Practical application

Keeping your data tidy is a commitment from the very first cell. Think about what an "event" means in your business, and what kind of questions you want to be able to ask of your data. It helps to think of a name for your table, like we did above with orders and order line items. Consider if your data might contain any list-like values, and if so, determine if it's a small, fixed list that you can handle with a few extra columns, or an open-ended one that requires the kind of restructuring we did for Fred and Lighthouse Books.

Tidy data unlocks the ability to use functions and Pivot Tables to get quick answers from your data, and if you don't want that, then why is your data in a spreadsheet to begin with?


Further reading

If you’ve received data in “pivoted” format, i.e., not tidy, and want to tidy it up to make for easier storage and analysis, Ben L. Collins has a great tutorial. I’ve learned a lot from Ben’s articles over the years.

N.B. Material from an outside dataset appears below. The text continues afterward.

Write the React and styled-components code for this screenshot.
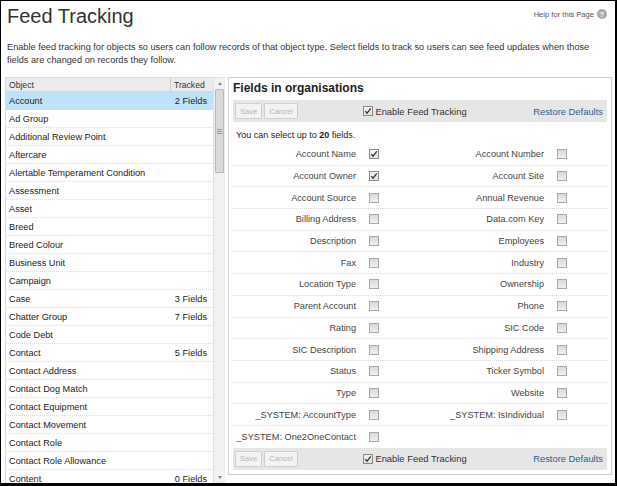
import React from 'react';
import styled, { createGlobalStyle } from 'styled-components';

const Global = createGlobalStyle`
  html, body { margin: 0; padding: 0; background: #fff; }
  body { font-family: "Liberation Sans", Arial, sans-serif; }
  * { box-sizing: border-box; }
`;

const Frame = styled.div`
  width: 617px;
  height: 486px;
  border: 1px solid #000;
  border-right-width: 2px;
  border-bottom-width: 3px;
  overflow: hidden;
  background: #fff;
  display: flex;
  flex-direction: column;
`;

const Header = styled.header`
  display: flex;
  justify-content: space-between;
  align-items: flex-start;
  padding: 3px 8px 0 6px;
`;

const Title = styled.h1`
  margin: 0;
  font-size: 20px;
  font-weight: normal;
  color: #333;
  line-height: 24px;
`;

const Help = styled.a`
  display: flex;
  align-items: center;
  gap: 3px;
  font-size: 7.6px;
  color: #555;
  margin-top: 5px;
  text-decoration: none;
`;

const HelpIcon = styled.span`
  width: 10px;
  height: 10px;
  border-radius: 50%;
  background: #a9a9a9;
  color: #fff;
  font-size: 7px;
  font-weight: bold;
  display: flex;
  align-items: center;
  justify-content: center;
`;

const Intro = styled.p`
  margin: 13px 8px 0 6px;
  font-size: 9.2px;
  line-height: 12.5px;
  color: #333;
`;

const Body = styled.div`
  display: flex;
  gap: 3px;
  padding: 0 3px 0 4px;
  margin-top: 11px;
  flex: 1;
  min-height: 0;
  align-items: flex-start;
`;

const LeftPanel = styled.div`
  width: 220px;
  display: flex;
  border-top: 1px solid #ddd;
  border-left: 1px solid #ddd;
  height: 406px;
  overflow: hidden;
`;

const ListCol = styled.div`
  flex: 1;
  display: flex;
  flex-direction: column;
`;

const ListHeader = styled.div`
  display: grid;
  grid-template-columns: 1fr 43px;
  height: 14px;
  flex: none;
  background: #ebebeb;
  border-bottom: 1px solid #d6d6d6;
  font-size: 8.6px;
  color: #333;
  align-items: center;
`;

const HeadCell = styled.div`
  padding: 0 3px;
  height: 100%;
  display: flex;
  align-items: center;
  border-left: ${p => (p.$divider ? '1px solid #d0d0d0' : 'none')};
`;

const Row = styled.div`
  display: flex;
  justify-content: space-between;
  align-items: center;
  height: 18px;
  flex: none;
  padding: 0 6px 0 3px;
  border-bottom: 1px dotted #dcdcdc;
  background: ${p => (p.$selected ? '#bee2f7' : '#fff')};
  font-size: 9.2px;
  color: #222;
  white-space: nowrap;
`;

const Scroll = styled.div`
  width: 12px;
  flex: none;
  background: #f1f1f1;
  border-left: 1px solid #e0e0e0;
  display: flex;
  flex-direction: column;
  align-items: center;
  padding-bottom: 4px;
`;

const Arrow = styled.div`
  width: 0;
  height: 0;
  border-left: 2.5px solid transparent;
  border-right: 2.5px solid transparent;
  ${p => (p.$down ? 'border-top: 3px solid #888;' : 'border-bottom: 3px solid #888;')}
  margin: ${p => (p.$down ? 'auto 0 0 0' : '4px 0 4px 0')};
`;

const Thumb = styled.div`
  width: 9px;
  height: 84px;
  background: #dadada;
  border: 1px solid #b9b9b9;
  border-radius: 1px;
  display: flex;
  flex-direction: column;
  justify-content: center;
  align-items: center;
  gap: 1px;
`;

const Grip = styled.span`
  width: 5px;
  height: 1px;
  background: #999;
`;

const RightPanel = styled.div`
  flex: 1;
  border: 1px solid #cfcfcf;
  padding: 0 4px 4px 4px;
  display: flex;
  flex-direction: column;
`;

const PanelTitle = styled.h2`
  margin: 3px 0 4px 0;
  font-size: 12px;
  line-height: 15px;
  font-weight: bold;
  color: #222;
`;

const Toolbar = styled.div`
  display: grid;
  grid-template-columns: 1fr auto 1fr;
  align-items: center;
  height: 22px;
  flex: none;
  background: #e6e6e6;
  padding: 0 4px 0 2px;
`;

const Buttons = styled.div`
  display: flex;
  gap: 2px;
`;

const Btn = styled.button`
  height: 16px;
  padding: 0 4px;
  font-family: inherit;
  font-size: 7.6px;
  color: #b5b5b5;
  background: #f3f3f3;
  border: 1px solid #cfcfcf;
  border-radius: 1px;
`;

const Enable = styled.label`
  display: flex;
  align-items: center;
  gap: 2px;
  font-size: 9.4px;
  color: #333;
  margin-left: -8px;
`;

const Restore = styled.a`
  justify-self: end;
  font-size: 9.4px;
  color: #2a5f94;
  text-decoration: none;
`;

const Hint = styled.div`
  font-size: 9px;
  color: #222;
  padding: 8px 0 0 3px;
  height: 22px;
  flex: none;
`;

const FieldRow = styled.div`
  display: grid;
  grid-template-columns: 126px 56px 132px 1fr;
  align-items: center;
  height: 21.7px;
  flex: none;
  border-bottom: ${p => (p.$last ? 'none' : '1px dotted #dadada')};
  font-size: 9.2px;
  color: #444;
`;

const Label = styled.span`
  text-align: right;
  padding-right: 3px;
  white-space: nowrap;
`;

const BoxCell = styled.span`
  padding-left: 10px;
  display: flex;
`;

const Box = styled.span`
  width: 10px;
  height: 10px;
  border: 1px solid ${p => (p.$checked ? '#8a8a8a' : '#a8a8a8')};
  background: ${p => (p.$checked ? 'linear-gradient(#f4f4f4, #e2e2e2)' : 'linear-gradient(#d9d9d9, #efefef)')};
  display: flex;
  align-items: center;
  justify-content: center;
`;

function Check({ checked }) {
  return (
    <Box $checked={checked}>
      {checked && (
        <svg width="8" height="8" viewBox="0 0 8 8">
          <path d="M1.3 4.2 L3 6.2 L6.8 1.3" fill="none" stroke="#333" strokeWidth="1.3" />
        </svg>
      )}
    </Box>
  );
}

const objects = [
  ['Account', '2 Fields'],
  ['Ad Group'],
  ['Additional Review Point'],
  ['Aftercare'],
  ['Alertable Temperament Condition'],
  ['Assessment'],
  ['Asset'],
  ['Breed'],
  ['Breed Colour'],
  ['Business Unit'],
  ['Campaign'],
  ['Case', '3 Fields'],
  ['Chatter Group', '7 Fields'],
  ['Code Debt'],
  ['Contact', '5 Fields'],
  ['Contact Address'],
  ['Contact Dog Match'],
  ['Contact Equipment'],
  ['Contact Movement'],
  ['Contact Role'],
  ['Contact Role Allowance'],
  ['Content', '0 Fields'],
];

const fields = [
  [['Account Name', true], ['Account Number']],
  [['Account Owner', true], ['Account Site']],
  [['Account Source'], ['Annual Revenue']],
  [['Billing Address'], ['Data.com Key']],
  [['Description'], ['Employees']],
  [['Fax'], ['Industry']],
  [['Location Type'], ['Ownership']],
  [['Parent Account'], ['Phone']],
  [['Rating'], ['SIC Code']],
  [['SIC Description'], ['Shipping Address']],
  [['Status'], ['Ticker Symbol']],
  [['Type'], ['Website']],
  [['_SYSTEM: AccountType'], ['_SYSTEM: IsIndividual']],
  [['_SYSTEM: One2OneContact'], null],
];

function Bar() {
  return (
    <Toolbar>
      <Buttons>
        <Btn disabled>Save</Btn>
        <Btn disabled>Cancel</Btn>
      </Buttons>
      <Enable>
        <Check checked />
        Enable Feed Tracking
      </Enable>
      <Restore href="#">Restore Defaults</Restore>
    </Toolbar>
  );
}

export default function App() {
  return (
    <>
      <Global />
      <Frame>
        <Header>
          <Title>Feed Tracking</Title>
          <Help href="#">
            Help for this Page <HelpIcon>?</HelpIcon>
          </Help>
        </Header>
        <Intro>
          Enable feed tracking for objects so users can follow records of that object type. Select fields to track so
          users can see feed updates when those fields are changed on records they follow.
        </Intro>
        <Body>
          <LeftPanel>
            <ListCol>
              <ListHeader>
                <HeadCell>Object</HeadCell>
                <HeadCell $divider>Tracked</HeadCell>
              </ListHeader>
              {objects.map(([name, count], i) => (
                <Row key={name} $selected={i === 0}>
                  <span>{name}</span>
                  <span>{count || ''}</span>
                </Row>
              ))}
            </ListCol>
            <Scroll>
              <Arrow />
              <Thumb>
                <Grip />
                <Grip />
                <Grip />
              </Thumb>
              <Arrow $down />
            </Scroll>
          </LeftPanel>
          <RightPanel>
            <PanelTitle>Fields in organisations</PanelTitle>
            <Bar />
            <Hint>
              You can select up to <b>20</b> fields.
            </Hint>
            {fields.map(([l, r], i) => (
              <FieldRow key={l[0]} $last={i === fields.length - 1}>
                <Label>{l[0]}</Label>
                <BoxCell>
                  <Check checked={!!l[1]} />
                </BoxCell>
                <Label>{r ? r[0] : ''}</Label>
                <BoxCell>{r && <Check checked={!!r[1]} />}</BoxCell>
              </FieldRow>
            ))}
            <Bar />
          </RightPanel>
        </Body>
      </Frame>
    </>
  );
}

  1. Those dates are in the YYYY-MM-DD format, also known as ISO 8601, which is a useful format for preventing month/day confusions that arise in the more common MM/DD/YYYY and DD/MM/YYYY formats. You can find this in the “Custom date and time” section of the Google Sheets format menu. 

  2. If having duplicated data seems counterintuitive, your mind is on the right track, and that track will lead you to learn about normalisation and third normal form, both of which are beyond the scope of this article (but are extremely interesting for the data-inclined). 

  3. That's where the name "Pivot Tables" comes from: you are pivoting the raw data's rows, columns, and values, resulting in the summarised table.